As my understanding of spirituality shifts further from the external to the internal, I have new appreciation for certain aspects, such as blessings.

Having heard since I was born people say grace to bless the food, I always understood it as an external invocation to God to come from wherever He’s hanging out to give extra fantastic goodness to what we were about to eat. The aspect of how corrupt, or at best neutral, everything is until we beg for blessing and receive it, or not, depending on God’s whim, never sat well with me. Pride? Ego? Who knows.

Paul says in 1 Timothy 4:4-5: “For everything created by God is good, and nothing is to be rejected when received with thanksgiving, for it is made holy by the invocation of God in prayer.”

At the outset, everything God creates is good. It is good in and of itself, whether or not any human ever says or intends anything with regard to it. The thing, say it’s corn on the cob, is already blessed, as Buddha would point out, by the sunshine, by the rainwater, by the insects that helped pollinate it or the animals who scattered the seed or the human who harvested it. All the energy that’s gone into it becomes Oneness, the whole world comes together in unified effort for the food in front of us. That is Love. That is God. What other blessing could possibly be required?

But Paul says that the prayer is important. Not for the food, but for us. In Romans 14:14 Paul says “I know and am convinced in the lord Jesus that nothing is unclean in itself; still, it is unclean for someone who thinks it unclean.”

The prayer is for the benefit of the eater, not to create a blessing within the food, because that is already there. But to prepare oneself, body-mind-soul, to receive the indwelling blessing. To embrace it. To allow it to transform them into Oneness.
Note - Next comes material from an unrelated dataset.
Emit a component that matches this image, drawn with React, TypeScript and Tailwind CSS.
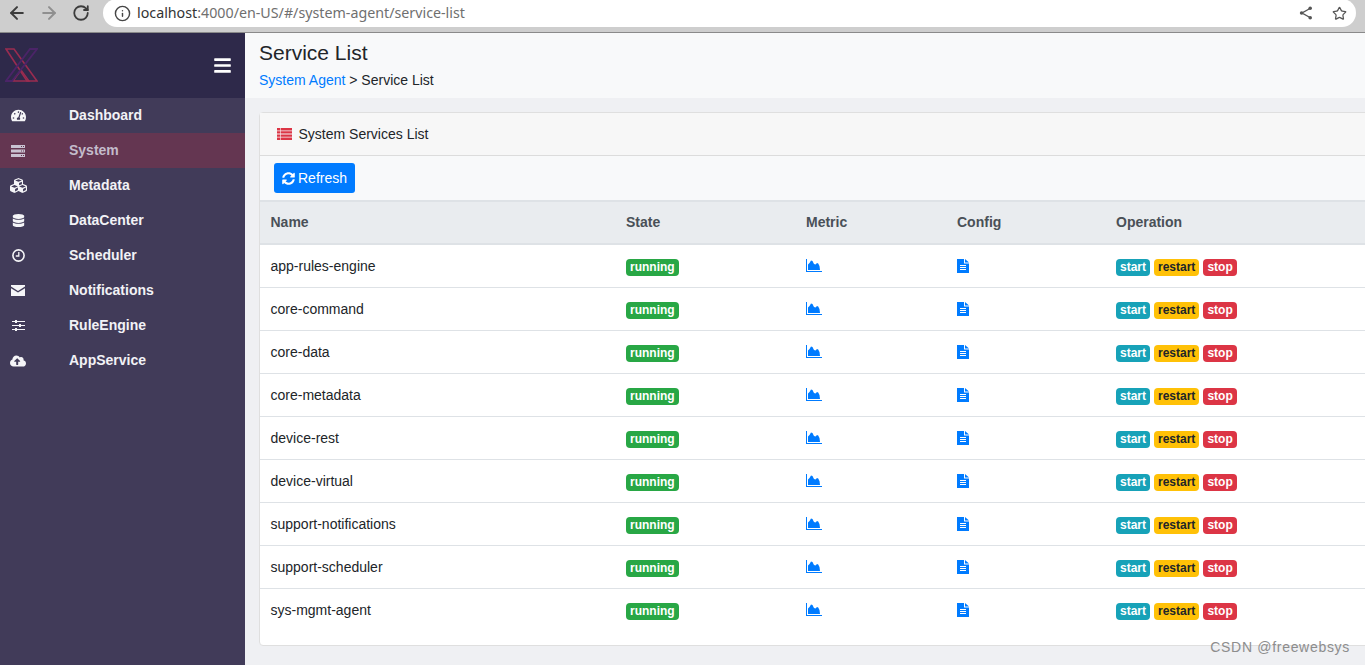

The power of the mind joins with the power of the Spirit.

Just like the placebo effect has real results, so as we are convinced that things are good, wholesome, healing, blessed, nourishing, so their inherent and natural effect on us is amplified.

It is not your lips making noises that brings blessing from wherever. It is your own heart opening to receive the blessings that already fill our world – this is the prayer.